**WORK REQUIRED**.
Write the data out again, character for character, with no images.

**GIVEN MATERIAL**.
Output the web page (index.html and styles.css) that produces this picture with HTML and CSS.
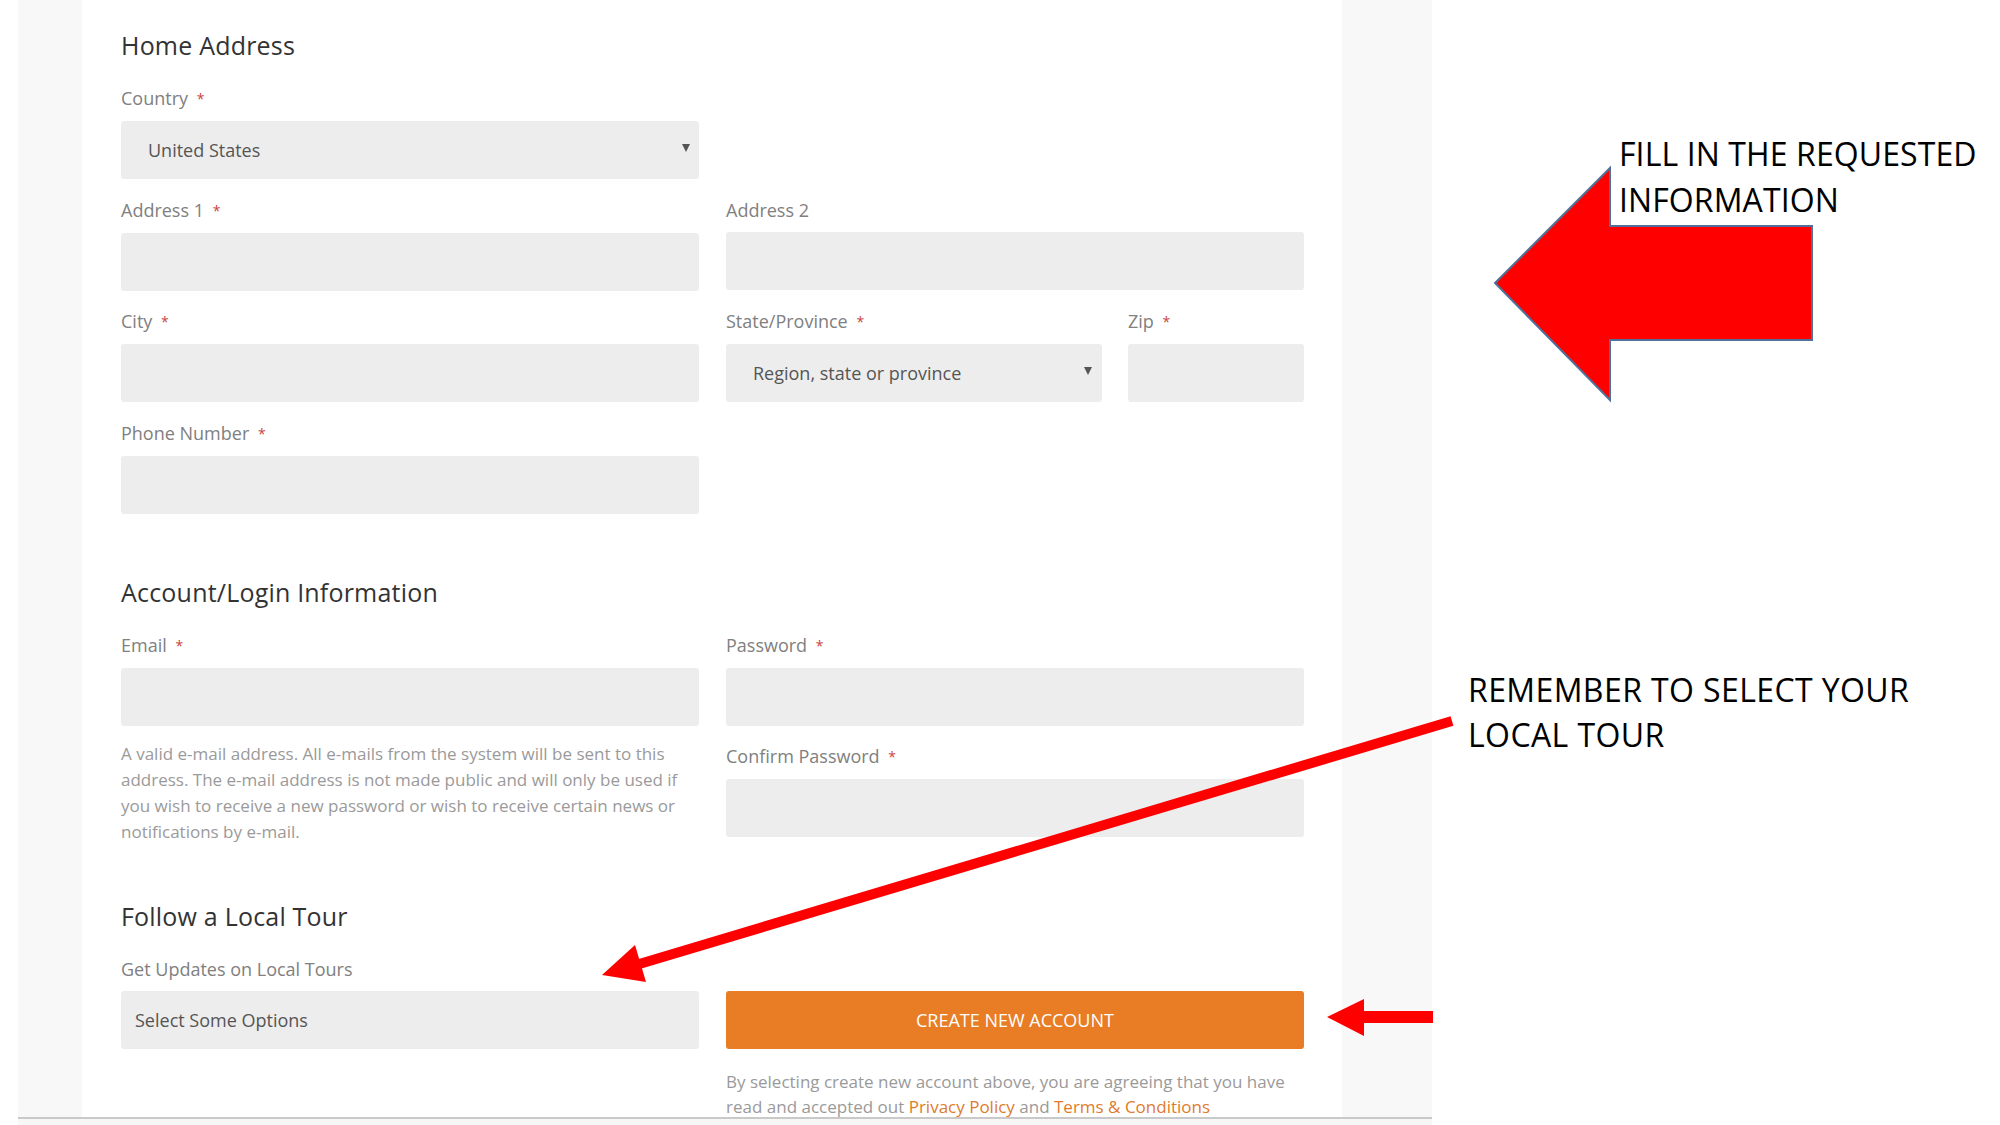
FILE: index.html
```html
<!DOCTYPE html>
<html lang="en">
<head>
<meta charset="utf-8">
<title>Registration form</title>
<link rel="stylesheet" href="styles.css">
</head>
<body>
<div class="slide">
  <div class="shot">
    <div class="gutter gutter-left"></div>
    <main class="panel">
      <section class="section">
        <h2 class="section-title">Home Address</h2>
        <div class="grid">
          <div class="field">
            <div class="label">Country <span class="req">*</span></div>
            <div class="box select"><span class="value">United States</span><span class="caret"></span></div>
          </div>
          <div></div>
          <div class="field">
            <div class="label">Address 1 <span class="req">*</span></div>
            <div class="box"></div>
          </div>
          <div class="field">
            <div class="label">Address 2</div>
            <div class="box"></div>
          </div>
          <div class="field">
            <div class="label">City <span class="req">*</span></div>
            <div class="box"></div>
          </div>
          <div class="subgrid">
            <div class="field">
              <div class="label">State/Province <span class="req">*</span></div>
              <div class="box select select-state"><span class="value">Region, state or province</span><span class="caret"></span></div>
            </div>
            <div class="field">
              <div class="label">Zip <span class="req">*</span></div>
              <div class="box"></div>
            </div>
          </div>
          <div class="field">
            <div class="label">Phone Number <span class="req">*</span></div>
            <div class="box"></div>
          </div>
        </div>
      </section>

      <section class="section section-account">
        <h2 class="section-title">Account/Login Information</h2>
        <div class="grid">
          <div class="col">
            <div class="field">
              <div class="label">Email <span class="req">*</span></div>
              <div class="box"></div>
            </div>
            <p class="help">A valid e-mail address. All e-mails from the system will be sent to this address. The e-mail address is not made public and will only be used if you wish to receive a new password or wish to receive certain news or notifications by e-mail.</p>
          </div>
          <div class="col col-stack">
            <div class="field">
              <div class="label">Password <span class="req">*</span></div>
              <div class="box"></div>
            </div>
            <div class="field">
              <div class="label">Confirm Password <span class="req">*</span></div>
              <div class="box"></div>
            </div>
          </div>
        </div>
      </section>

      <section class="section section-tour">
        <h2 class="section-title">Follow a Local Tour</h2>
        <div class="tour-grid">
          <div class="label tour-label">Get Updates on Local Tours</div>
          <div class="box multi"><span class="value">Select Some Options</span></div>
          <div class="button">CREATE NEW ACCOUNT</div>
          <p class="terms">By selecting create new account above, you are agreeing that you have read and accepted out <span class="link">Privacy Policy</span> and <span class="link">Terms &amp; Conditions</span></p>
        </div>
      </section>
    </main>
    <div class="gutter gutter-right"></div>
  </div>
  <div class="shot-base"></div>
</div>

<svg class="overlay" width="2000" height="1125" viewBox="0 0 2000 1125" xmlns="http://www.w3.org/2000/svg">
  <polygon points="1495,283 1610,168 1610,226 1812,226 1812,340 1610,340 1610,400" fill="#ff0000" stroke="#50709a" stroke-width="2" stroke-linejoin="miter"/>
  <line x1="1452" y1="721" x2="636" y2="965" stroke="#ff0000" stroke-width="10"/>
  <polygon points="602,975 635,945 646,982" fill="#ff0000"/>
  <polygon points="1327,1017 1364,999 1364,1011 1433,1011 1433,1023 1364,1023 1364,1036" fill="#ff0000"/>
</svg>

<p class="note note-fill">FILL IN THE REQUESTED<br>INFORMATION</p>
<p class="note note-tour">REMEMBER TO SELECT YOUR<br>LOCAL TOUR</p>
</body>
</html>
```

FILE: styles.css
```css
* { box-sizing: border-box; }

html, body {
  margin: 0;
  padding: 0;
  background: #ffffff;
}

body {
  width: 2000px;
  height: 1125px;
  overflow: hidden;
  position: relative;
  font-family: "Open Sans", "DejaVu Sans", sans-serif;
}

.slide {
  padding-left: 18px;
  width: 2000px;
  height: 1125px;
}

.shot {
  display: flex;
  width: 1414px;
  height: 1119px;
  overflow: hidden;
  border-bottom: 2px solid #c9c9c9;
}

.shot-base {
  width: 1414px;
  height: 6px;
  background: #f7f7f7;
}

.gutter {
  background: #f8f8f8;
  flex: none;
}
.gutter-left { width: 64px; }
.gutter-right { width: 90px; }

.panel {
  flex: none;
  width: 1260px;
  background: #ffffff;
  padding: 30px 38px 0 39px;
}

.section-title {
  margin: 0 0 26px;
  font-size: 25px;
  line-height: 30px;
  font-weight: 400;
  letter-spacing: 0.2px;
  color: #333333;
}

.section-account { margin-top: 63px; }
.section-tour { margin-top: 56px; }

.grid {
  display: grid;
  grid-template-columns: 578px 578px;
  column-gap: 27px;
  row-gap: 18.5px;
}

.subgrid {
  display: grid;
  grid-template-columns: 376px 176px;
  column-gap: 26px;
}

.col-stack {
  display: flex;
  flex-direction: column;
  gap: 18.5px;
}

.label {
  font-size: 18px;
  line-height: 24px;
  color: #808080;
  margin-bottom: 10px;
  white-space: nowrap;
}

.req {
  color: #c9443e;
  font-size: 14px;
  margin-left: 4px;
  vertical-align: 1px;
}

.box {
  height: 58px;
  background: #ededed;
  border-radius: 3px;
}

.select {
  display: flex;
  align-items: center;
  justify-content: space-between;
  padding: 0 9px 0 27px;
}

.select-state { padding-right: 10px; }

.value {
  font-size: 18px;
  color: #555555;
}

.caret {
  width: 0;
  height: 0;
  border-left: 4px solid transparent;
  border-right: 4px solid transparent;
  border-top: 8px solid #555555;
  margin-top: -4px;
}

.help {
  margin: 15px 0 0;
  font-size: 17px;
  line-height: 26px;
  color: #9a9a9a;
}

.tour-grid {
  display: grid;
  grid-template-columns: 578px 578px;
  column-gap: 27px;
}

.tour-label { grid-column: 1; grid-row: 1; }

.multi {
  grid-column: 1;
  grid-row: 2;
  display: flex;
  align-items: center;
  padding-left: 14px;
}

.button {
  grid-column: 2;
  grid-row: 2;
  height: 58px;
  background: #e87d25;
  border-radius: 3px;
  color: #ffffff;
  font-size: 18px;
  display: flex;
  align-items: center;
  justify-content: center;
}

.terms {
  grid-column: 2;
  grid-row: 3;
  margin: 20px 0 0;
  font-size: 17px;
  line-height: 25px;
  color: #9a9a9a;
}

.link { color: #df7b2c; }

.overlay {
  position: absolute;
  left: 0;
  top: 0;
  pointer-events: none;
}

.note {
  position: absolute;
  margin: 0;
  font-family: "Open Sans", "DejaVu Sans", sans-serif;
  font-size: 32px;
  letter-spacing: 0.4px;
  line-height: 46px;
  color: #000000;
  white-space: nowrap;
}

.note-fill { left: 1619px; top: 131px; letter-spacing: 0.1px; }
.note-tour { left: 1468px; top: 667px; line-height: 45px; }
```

**RESPONSE TO THE TASK**.
Output the web page (index.html and styles.css) that produces this picture with HTML and CSS.
FILE: index.html
```html
<!DOCTYPE html>
<html lang="en">
<head>
<meta charset="utf-8">
<title>Registration form</title>
<link rel="stylesheet" href="styles.css">
</head>
<body>
<div class="slide">
  <div class="shot">
    <div class="gutter gutter-left"></div>
    <main class="panel">
      <section class="section">
        <h2 class="section-title">Home Address</h2>
        <div class="grid">
          <div class="field">
            <div class="label">Country <span class="req">*</span></div>
            <div class="box select"><span class="value">United States</span><span class="caret"></span></div>
          </div>
          <div></div>
          <div class="field">
            <div class="label">Address 1 <span class="req">*</span></div>
            <div class="box"></div>
          </div>
          <div class="field">
            <div class="label">Address 2</div>
            <div class="box"></div>
          </div>
          <div class="field">
            <div class="label">City <span class="req">*</span></div>
            <div class="box"></div>
          </div>
          <div class="subgrid">
            <div class="field">
              <div class="label">State/Province <span class="req">*</span></div>
              <div class="box select select-state"><span class="value">Region, state or province</span><span class="caret"></span></div>
            </div>
            <div class="field">
              <div class="label">Zip <span class="req">*</span></div>
              <div class="box"></div>
            </div>
          </div>
          <div class="field">
            <div class="label">Phone Number <span class="req">*</span></div>
            <div class="box"></div>
          </div>
        </div>
      </section>

      <section class="section section-account">
        <h2 class="section-title">Account/Login Information</h2>
        <div class="grid">
          <div class="col">
            <div class="field">
              <div class="label">Email <span class="req">*</span></div>
              <div class="box"></div>
            </div>
            <p class="help">A valid e-mail address. All e-mails from the system will be sent to this address. The e-mail address is not made public and will only be used if you wish to receive a new password or wish to receive certain news or notifications by e-mail.</p>
          </div>
          <div class="col col-stack">
            <div class="field">
              <div class="label">Password <span class="req">*</span></div>
              <div class="box"></div>
            </div>
            <div class="field">
              <div class="label">Confirm Password <span class="req">*</span></div>
              <div class="box"></div>
            </div>
          </div>
        </div>
      </section>

      <section class="section section-tour">
        <h2 class="section-title">Follow a Local Tour</h2>
        <div class="tour-grid">
          <div class="label tour-label">Get Updates on Local Tours</div>
          <div class="box multi"><span class="value">Select Some Options</span></div>
          <div class="button">CREATE NEW ACCOUNT</div>
          <p class="terms">By selecting create new account above, you are agreeing that you have read and accepted out <span class="link">Privacy Policy</span> and <span class="link">Terms &amp; Conditions</span></p>
        </div>
      </section>
    </main>
    <div class="gutter gutter-right"></div>
  </div>
  <div class="shot-base"></div>
</div>

<svg class="overlay" width="2000" height="1125" viewBox="0 0 2000 1125" xmlns="http://www.w3.org/2000/svg">
  <polygon points="1495,283 1610,168 1610,226 1812,226 1812,340 1610,340 1610,400" fill="#ff0000" stroke="#50709a" stroke-width="2" stroke-linejoin="miter"/>
  <line x1="1452" y1="721" x2="636" y2="965" stroke="#ff0000" stroke-width="10"/>
  <polygon points="602,975 635,945 646,982" fill="#ff0000"/>
  <polygon points="1327,1017 1364,999 1364,1011 1433,1011 1433,1023 1364,1023 1364,1036" fill="#ff0000"/>
</svg>

<p class="note note-fill">FILL IN THE REQUESTED<br>INFORMATION</p>
<p class="note note-tour">REMEMBER TO SELECT YOUR<br>LOCAL TOUR</p>
</body>
</html>
```

FILE: styles.css
```css
* { box-sizing: border-box; }

html, body {
  margin: 0;
  padding: 0;
  background: #ffffff;
}

body {
  width: 2000px;
  height: 1125px;
  overflow: hidden;
  position: relative;
  font-family: "Open Sans", "DejaVu Sans", sans-serif;
}

.slide {
  padding-left: 18px;
  width: 2000px;
  height: 1125px;
}

.shot {
  display: flex;
  width: 1414px;
  height: 1119px;
  overflow: hidden;
  border-bottom: 2px solid #c9c9c9;
}

.shot-base {
  width: 1414px;
  height: 6px;
  background: #f7f7f7;
}

.gutter {
  background: #f8f8f8;
  flex: none;
}
.gutter-left { width: 64px; }
.gutter-right { width: 90px; }

.panel {
  flex: none;
  width: 1260px;
  background: #ffffff;
  padding: 30px 38px 0 39px;
}

.section-title {
  margin: 0 0 26px;
  font-size: 25px;
  line-height: 30px;
  font-weight: 400;
  letter-spacing: 0.2px;
  color: #333333;
}

.section-account { margin-top: 63px; }
.section-tour { margin-top: 56px; }

.grid {
  display: grid;
  grid-template-columns: 578px 578px;
  column-gap: 27px;
  row-gap: 18.5px;
}

.subgrid {
  display: grid;
  grid-template-columns: 376px 176px;
  column-gap: 26px;
}

.col-stack {
  display: flex;
  flex-direction: column;
  gap: 18.5px;
}

.label {
  font-size: 18px;
  line-height: 24px;
  color: #808080;
  margin-bottom: 10px;
  white-space: nowrap;
}

.req {
  color: #c9443e;
  font-size: 14px;
  margin-left: 4px;
  vertical-align: 1px;
}

.box {
  height: 58px;
  background: #ededed;
  border-radius: 3px;
}

.select {
  display: flex;
  align-items: center;
  justify-content: space-between;
  padding: 0 9px 0 27px;
}

.select-state { padding-right: 10px; }

.value {
  font-size: 18px;
  color: #555555;
}

.caret {
  width: 0;
  height: 0;
  border-left: 4px solid transparent;
  border-right: 4px solid transparent;
  border-top: 8px solid #555555;
  margin-top: -4px;
}

.help {
  margin: 15px 0 0;
  font-size: 17px;
  line-height: 26px;
  color: #9a9a9a;
}

.tour-grid {
  display: grid;
  grid-template-columns: 578px 578px;
  column-gap: 27px;
}

.tour-label { grid-column: 1; grid-row: 1; }

.multi {
  grid-column: 1;
  grid-row: 2;
  display: flex;
  align-items: center;
  padding-left: 14px;
}

.button {
  grid-column: 2;
  grid-row: 2;
  height: 58px;
  background: #e87d25;
  border-radius: 3px;
  color: #ffffff;
  font-size: 18px;
  display: flex;
  align-items: center;
  justify-content: center;
}

.terms {
  grid-column: 2;
  grid-row: 3;
  margin: 20px 0 0;
  font-size: 17px;
  line-height: 25px;
  color: #9a9a9a;
}

.link { color: #df7b2c; }

.overlay {
  position: absolute;
  left: 0;
  top: 0;
  pointer-events: none;
}

.note {
  position: absolute;
  margin: 0;
  font-family: "Open Sans", "DejaVu Sans", sans-serif;
  font-size: 32px;
  letter-spacing: 0.4px;
  line-height: 46px;
  color: #000000;
  white-space: nowrap;
}

.note-fill { left: 1619px; top: 131px; letter-spacing: 0.1px; }
.note-tour { left: 1468px; top: 667px; line-height: 45px; }
```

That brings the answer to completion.